GW: I can’t see the value in that. Why? If he was anything, he was a proto-journalist in the way he gathered news.
C: Who were Praetorius’s primary literary influences? As a storyteller
who was his desired audience?
GW: The seventeenth century was a century that was passionate about collecting news, stories, reports from distant places. He lived in Leipzig, at the university, one of the centres of news print and distribution, which gave him much material to use. Unlike [Erasmus] Francisci, he rarely mentions sources. His audience were educated/literate, not necessarily Latinate readers of all stripes.
C: Did his books on witchcraft have an immediate impact on German popular culture?
GW: I don’t think so, he was one of many who wrote demonologies at the time, quoting each other. His books were reports on unusual phenomena, and witchcraft was one of those that sold especially well.
C: You’ve said that Praetorius, in his works on popular beliefs, frequently constructs “geo-demonologies”. As you put it: “His basic assumption is that topography affirms demonology.” Could you elaborate more on this?
GW: Certain areas, like mountains, caves, etc. lent themselves to habitats of creatures, like witches, giants, dwarfs which he talks about at length in his Anthropodemus plutonic and elsewhere (like Blockes Berges Verrichtung and Ruebezahl.
C: Could you tell us more about his concept of magical beings? Who
were the mysterious “dragon children”?
GW: He does not have a concept, he simply describes, excerpts, and offers to the readers what he has read. He often mentions that he has heard something strange. He reports it as he has heard it letting the reader decide (like juxtaposing witches making weather and [Athanasius] Kircher’s reports on thunder and lightning).
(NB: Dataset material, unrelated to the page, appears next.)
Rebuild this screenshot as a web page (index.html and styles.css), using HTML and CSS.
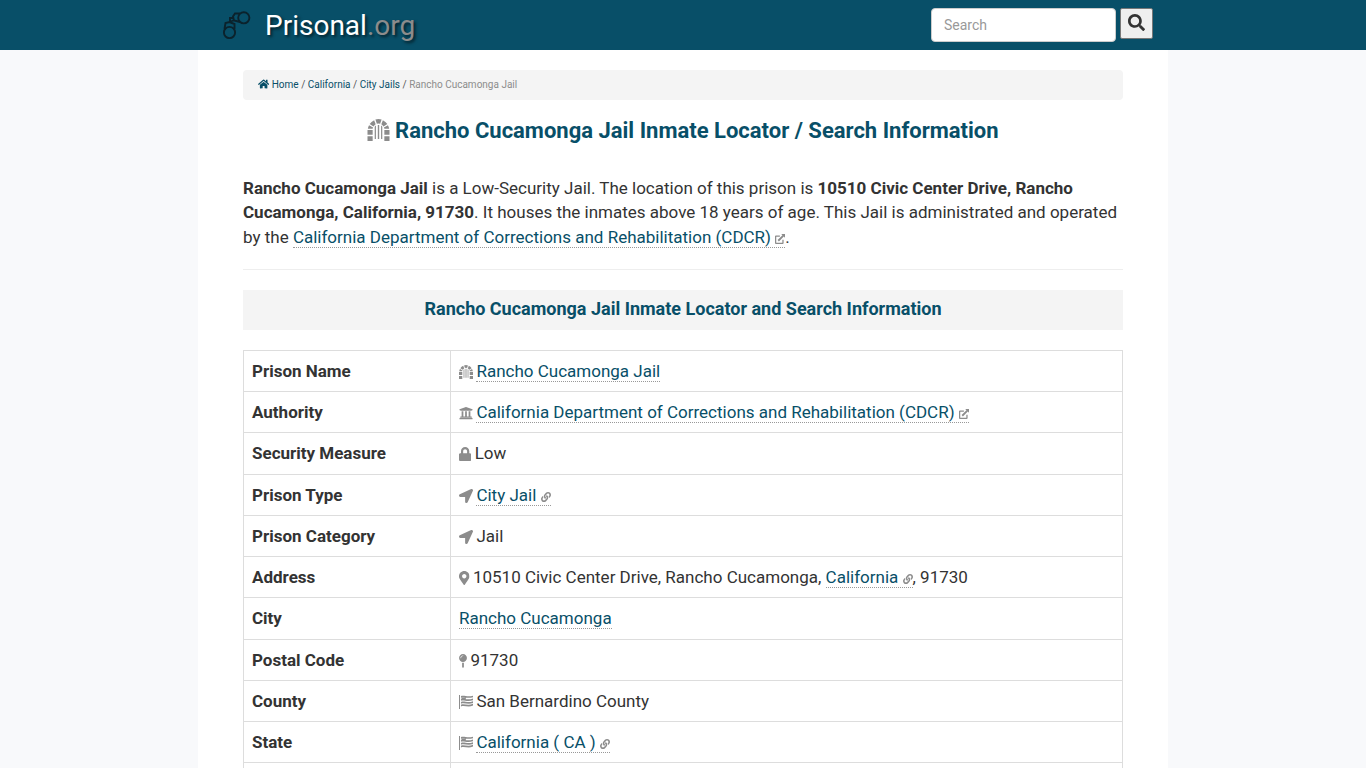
FILE: index.html
```
<!DOCTYPE html>
<html lang="en">
<head>
    <meta charset="UTF-8">
    <meta name="viewport" content="width=device-width, initial-scale=1.0">
    <title>Rancho Cucamonga Jail Inmate Locator</title>
    <link rel="stylesheet" href="styles.css">
</head>
<body>
    <!-- Icon set -->
    <svg class="sprite">
        <symbol id="home" viewBox="0 0 576 512"><path d="M280.37 148.26L96 300.11V464a16 16 0 0 0 16 16l112.06-.29a16 16 0 0 0 15.92-16V368a16 16 0 0 1 16-16h64a16 16 0 0 1 16 16v95.64a16 16 0 0 0 16 16.05L464 480a16 16 0 0 0 16-16V300L295.67 148.26a12.19 12.19 0 0 0-15.3 0zM571.6 251.47L488 182.56V44.05a12 12 0 0 0-12-12h-56a12 12 0 0 0-12 12v72.61L318.47 43a48 48 0 0 0-61 0L4.34 251.47a12 12 0 0 0-1.6 16.9l25.5 31A12 12 0 0 0 45.15 301l235.22-193.74a12.19 12.19 0 0 1 15.3 0L530.9 301a12 12 0 0 0 16.9-1.6l25.5-31a12 12 0 0 0-1.7-16.93z"/></symbol>
        <symbol id="search" viewBox="0 0 512 512"><path d="M505 442.7L405.3 343c-4.5-4.5-10.6-7-17-7H372c27.6-35.3 44-79.7 44-128C416 93.1 322.9 0 208 0S0 93.1 0 208s93.1 208 208 208c48.3 0 92.7-16.4 128-44v16.3c0 6.4 2.5 12.5 7 17l99.7 99.7c9.4 9.4 24.6 9.4 33.9 0l28.3-28.3c9.4-9.4 9.4-24.6.1-34zM208 336c-70.7 0-128-57.2-128-128 0-70.7 57.2-128 128-128 70.7 0 128 57.2 128 128 0 70.7-57.2 128-128 128z"/></symbol>
        <symbol id="dungeon" viewBox="0 0 512 512">
            <path d="M184 14Q256-12 328 14L294 110Q256 98 218 110zM358 28Q424 62 462 118L372 176Q350 142 322 124zM154 28Q88 62 50 118L140 176Q162 142 190 124zM476 148Q498 184 504 228H392Q390 212 382 200zM36 148Q14 184 8 228H120Q122 212 130 200zM0 256H120V368H0zM392 256H512V368H392zM0 400H120V512H0zM392 400H512V512H392zM168 180Q178 164 196 154V464H168zM240 140H272V464H240zM316 154Q334 164 344 180V464H316z"/>
        </symbol>
        <symbol id="university" viewBox="0 0 512 512"><path d="M496 128v16a8 8 0 0 1-8 8h-24v12c0 6.627-5.373 12-12 12H60c-6.627 0-12-5.373-12-12v-12H24a8 8 0 0 1-8-8v-16a8 8 0 0 1 4.941-7.392l232-88a7.996 7.996 0 0 1 6.118 0l232 88A8 8 0 0 1 496 128zm-24 304H40c-13.255 0-24 10.745-24 24v16a8 8 0 0 0 8 8h464a8 8 0 0 0 8-8v-16c0-13.255-10.745-24-24-24zM96 192v192H60c-6.627 0-12 5.373-12 12v20h416v-20c0-6.627-5.373-12-12-12h-36V192h-64v192h-64V192h-64v192h-64V192H96z"/></symbol>
        <symbol id="lock" viewBox="0 0 448 512"><path d="M400 224h-24v-72C376 68.2 307.8 0 224 0S72 68.2 72 152v72H48c-26.5 0-48 21.5-48 48v192c0 26.5 21.5 48 48 48h352c26.5 0 48-21.5 48-48V272c0-26.5-21.5-48-48-48zm-104 0H152v-72c0-39.7 32.3-72 72-72s72 32.3 72 72v72z"/></symbol>
        <symbol id="arrow" viewBox="0 0 512 512"><path d="M444.52 3.52L28.74 195.42c-47.97 22.39-31.98 92.75 19.19 92.75h175.91v175.91c0 51.17 70.36 67.17 92.75 19.19l191.9-415.78c15.99-38.39-25.59-79.97-63.97-63.97z"/></symbol>
        <symbol id="marker" viewBox="0 0 384 512"><path d="M172.268 501.67C26.97 291.031 0 269.413 0 192 0 85.961 85.961 0 192 0s192 85.961 192 192c0 77.413-26.97 99.031-172.268 309.67-9.535 13.774-29.93 13.773-39.464 0zM192 272c44.183 0 80-35.817 80-80s-35.817-80-80-80-80 35.817-80 80 35.817 80 80 80z"/></symbol>
        <symbol id="pin" viewBox="0 0 288 512"><path d="M112 316.94v156.69l22.02 33.02c4.75 7.12 15.22 7.12 19.97 0L176 473.63V316.94c-10.39 1.92-21.06 3.06-32 3.06s-21.61-1.14-32-3.06zM144 0C64.47 0 0 64.47 0 144s64.47 144 144 144 144-64.47 144-144S223.53 0 144 0zm0 76c-37.5 0-68 30.5-68 68 0 6.62-5.38 12-12 12s-12-5.38-12-12c0-50.73 41.28-92 92-92 6.62 0 12 5.38 12 12s-5.38 12-12 12z"/></symbol>
        <symbol id="flag" viewBox="0 0 512 512"><path d="M0 0H36V512H0zM72 40C170-10 300 80 512 26V82C300 136 170 56 72 96zM90 90H250V160H90zM72 146C170 106 300 200 512 126V190C300 254 170 170 72 210zM72 252C190 202 320 306 512 226V290C330 364 190 264 72 316zM72 352C190 302 320 406 512 322V388C330 464 190 364 72 418z"/></symbol>
        <symbol id="link" viewBox="0 0 512 512"><path d="M326.612 185.391c59.747 59.809 58.927 155.698.36 214.59-.11.12-.24.25-.36.37l-67.2 67.2c-59.27 59.27-155.699 59.262-214.96 0-59.27-59.26-59.27-155.7 0-214.96l37.106-37.106c9.84-9.84 26.786-3.3 27.294 10.606.648 17.722 3.826 35.527 9.69 52.721 1.986 5.822.567 12.262-3.783 16.612l-13.087 13.087c-28.026 28.026-28.905 73.66-1.155 101.96 28.024 28.579 74.086 28.749 102.325.51l67.2-67.19c28.191-28.191 28.073-73.757 0-101.83-3.701-3.694-7.429-6.564-10.341-8.569a16.037 16.037 0 0 1-6.947-12.606c-.396-10.567 3.348-21.456 11.698-29.806l21.054-21.055c5.521-5.521 14.182-6.199 20.584-1.731a152.482 152.482 0 0 1 20.522 17.197zM467.547 44.449c-59.261-59.262-155.69-59.27-214.96 0l-67.2 67.2c-.12.12-.25.25-.36.37-58.566 58.892-59.387 154.781.36 214.59a152.454 152.454 0 0 0 20.521 17.196c6.402 4.468 15.064 3.789 20.584-1.731l21.054-21.055c8.35-8.35 12.094-19.239 11.698-29.806a16.037 16.037 0 0 0-6.947-12.606c-2.912-2.005-6.64-4.875-10.341-8.569-28.073-28.073-28.191-73.639 0-101.83l67.2-67.19c28.239-28.239 74.3-28.069 102.325.51 27.75 28.3 26.872 73.934-1.155 101.96l-13.087 13.087c-4.35 4.35-5.769 10.79-3.783 16.612 5.864 17.194 9.042 34.999 9.69 52.721.509 13.906 17.454 20.446 27.294 10.606l37.106-37.106c59.271-59.259 59.271-155.699.001-214.959z"/></symbol>
        <symbol id="external" viewBox="0 0 512 512"><path d="M440 290H376V448H64V136H250V72H48Q0 72 0 120V464Q0 512 48 512H392Q440 512 440 464zM320 0H512V192L450 130 200 380 132 312 382 62z"/></symbol>
    </svg>

    <!-- Top bar -->
    <nav class="navbar">
        <div class="nav-inner">
            <a class="brand" href="#">
                <svg class="logo" viewBox="0 0 30 30">
                    <circle cx="22.8" cy="7.8" r="5.6"/>
                    <circle cx="8.5" cy="22.5" r="5.6"/>
                    <path d="M19 3.500h-5l-2 3 1 4 6 1.500M3.500 19l1-6 4-1 5 2v5M9 12V8h4M9 12l4-2"/>
                </svg>
                <span class="brand-name">Prisonal<span class="brand-tld">.org</span></span>
            </a>
            <form class="search-form">
                <input class="search-input" type="text" placeholder="Search">
                <button class="search-btn" type="button"><svg class="icon"><use href="#search"/></svg></button>
            </form>
        </div>
    </nav>

    <div class="container">
        <div class="breadcrumb">
            <svg class="icon home"><use href="#home"/></svg>
            <a href="#">Home</a> / <a href="#">California</a> / <a href="#">City Jails</a> / <span class="current">Rancho Cucamonga Jail</span>
        </div>

        <h1><svg class="icon"><use href="#dungeon"/></svg> Rancho Cucamonga Jail Inmate Locator / Search Information</h1>

        <p class="intro"><b>Rancho Cucamonga Jail</b> is a Low-Security Jail. The location of this prison is <b>10510 Civic Center Drive, Rancho Cucamonga, California, 91730</b>. It houses the inmates above 18 years of age. This Jail is administrated and operated by the <a class="dotted" href="#">California Department of Corrections and Rehabilitation (CDCR) <svg class="icon small"><use href="#external"/></svg></a>.</p>

        <hr>

        <h2>Rancho Cucamonga Jail Inmate Locator and Search Information</h2>

        <table class="info">
            <tr>
                <th>Prison Name</th>
                <td><svg class="icon"><use href="#dungeon"/></svg> <a class="dotted" href="#">Rancho Cucamonga Jail</a></td>
            </tr>
            <tr>
                <th>Authority</th>
                <td><svg class="icon"><use href="#university"/></svg> <a class="dotted" href="#">California Department of Corrections and Rehabilitation (CDCR) <svg class="icon small"><use href="#external"/></svg></a></td>
            </tr>
            <tr>
                <th>Security Measure</th>
                <td><svg class="icon w-lock"><use href="#lock"/></svg> Low</td>
            </tr>
            <tr>
                <th>Prison Type</th>
                <td><svg class="icon"><use href="#arrow"/></svg> <a class="dotted" href="#">City Jail <svg class="icon small"><use href="#link"/></svg></a></td>
            </tr>
            <tr>
                <th>Prison Category</th>
                <td><svg class="icon"><use href="#arrow"/></svg> Jail</td>
            </tr>
            <tr>
                <th>Address</th>
                <td><svg class="icon w-marker"><use href="#marker"/></svg> 10510 Civic Center Drive, Rancho Cucamonga, <a class="dotted" href="#">California <svg class="icon small"><use href="#link"/></svg></a>, 91730</td>
            </tr>
            <tr>
                <th>City</th>
                <td><a class="dotted" href="#">Rancho Cucamonga</a></td>
            </tr>
            <tr>
                <th>Postal Code</th>
                <td><svg class="icon w-pin"><use href="#pin"/></svg> 91730</td>
            </tr>
            <tr>
                <th>County</th>
                <td><svg class="icon"><use href="#flag"/></svg> San Bernardino County</td>
            </tr>
            <tr>
                <th>State</th>
                <td><svg class="icon"><use href="#flag"/></svg> <a class="dotted" href="#">California ( CA ) <svg class="icon small"><use href="#link"/></svg></a></td>
            </tr>
            <tr>
                <th>&nbsp;</th>
                <td>&nbsp;</td>
            </tr>
        </table>
    </div>
</body>
</html>
```
FILE: styles.css
```
* {
    box-sizing: border-box;
}
body {
    margin: 0;
    height: 100vh;
    overflow: hidden;
    background: #f8f9fb;
    font-family: Roboto, sans-serif;
    font-size: 17px;
    line-height: 1.428;
    color: #333;
}
a {
    color: #084f68;
    text-decoration: none;
}
.sprite {
    display: none;
}
.icon {
    width: 14px;
    height: 14px;
    margin-right: -0.8px;
    fill: #8c8c8c;
    vertical-align: -2px;
}
.small {
    width: 10px;
    height: 10px;
    margin-right: 0;
    vertical-align: -1px;
}
.w-lock {
    width: 12.25px;
}
.w-marker {
    width: 10.5px;
}
.w-pin {
    width: 8px;
}

/* Top bar */
.navbar {
    height: 50px;
    background: #084f68;
}
.nav-inner {
    width: 970px;
    margin: 0 auto;
    padding: 8px 15px 0 23px;
    display: flex;
    justify-content: space-between;
}
.brand {
    display: flex;
}
.logo {
    width: 30px;
    height: 30px;
    margin: 2px 14px 0 0;
    fill: none;
    stroke: #0b222c;
    stroke-width: 1.9;
}
.brand-name {
    font-size: 28px;
    line-height: 35px;
    color: #fff;
    text-shadow: 2px 2px 3px rgba(0, 0, 0, 0.6);
}
.brand-tld {
    color: #8c8c8c;
}
.search-form {
    display: flex;
    align-items: flex-start;
    gap: 4px;
}
.search-input {
    width: 185px;
    height: 34px;
    padding: 6px 12px;
    border: 1px solid #ccc;
    border-radius: 4px;
    font: 14px Roboto, sans-serif;
}
.search-input::placeholder {
    color: #999;
}
.search-btn {
    width: 33px;
    height: 31px;
    padding: 0;
    border: 1px solid #777;
    border-radius: 2px;
    background: #efefef;
}
.search-btn .icon {
    width: 17px;
    height: 17px;
    margin: 0;
    fill: #333;
    vertical-align: -1px;
}

/* Page */
.container {
    width: 970px;
    margin: 0 auto;
    padding: 20px 45px 0;
    background: #fff;
}
.breadcrumb {
    height: 30px;
    padding: 0 15px;
    border-radius: 4px;
    background: #f4f4f4;
    font-size: 10px;
    line-height: 30px;
    color: #555;
}
.breadcrumb .home {
    width: 11.25px;
    height: 10px;
    margin: 0;
    fill: #084f68;
    vertical-align: -1px;
}
.current {
    color: #8c8c8c;
}
h1 {
    height: 24px;
    margin: 19px 0 33px;
    font-size: 22px;
    line-height: 24px;
    font-weight: bold;
    text-align: center;
    color: #084f68;
}
h1 .icon {
    width: 23px;
    height: 22px;
    vertical-align: -3px;
}
.intro {
    margin: 0;
}
.dotted {
    border-bottom: 1px dotted #999;
}
hr {
    margin: 20px 0;
    border: 0;
    border-top: 1px solid #eee;
}
h2 {
    margin: 0 0 20px;
    height: 40px;
    font-size: 18px;
    line-height: 38px;
    font-weight: bold;
    text-align: center;
    color: #084f68;
    background: #f4f4f4;
}
.info {
    width: 100%;
    border-collapse: collapse;
}
.info th,
.info td {
    padding: 8px;
    border: 1px solid #ddd;
    text-align: left;
}
.info th {
    width: 207px;
    font-weight: bold;
}
```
C: Do you know if anyone is currently working to make Praetorius’s
expansive corpus available in English?
GW: No and no. I get enquiries now and again and I remember there was a dissertation being worked on, but I don’t remember the details. And no, except for my edition and translation of the Apocalypsis mysterorum Cybeles entitled “Mothering Baby”, ACMRS (2010), I am not aware of any, which is too bad, he is really an interesting writer.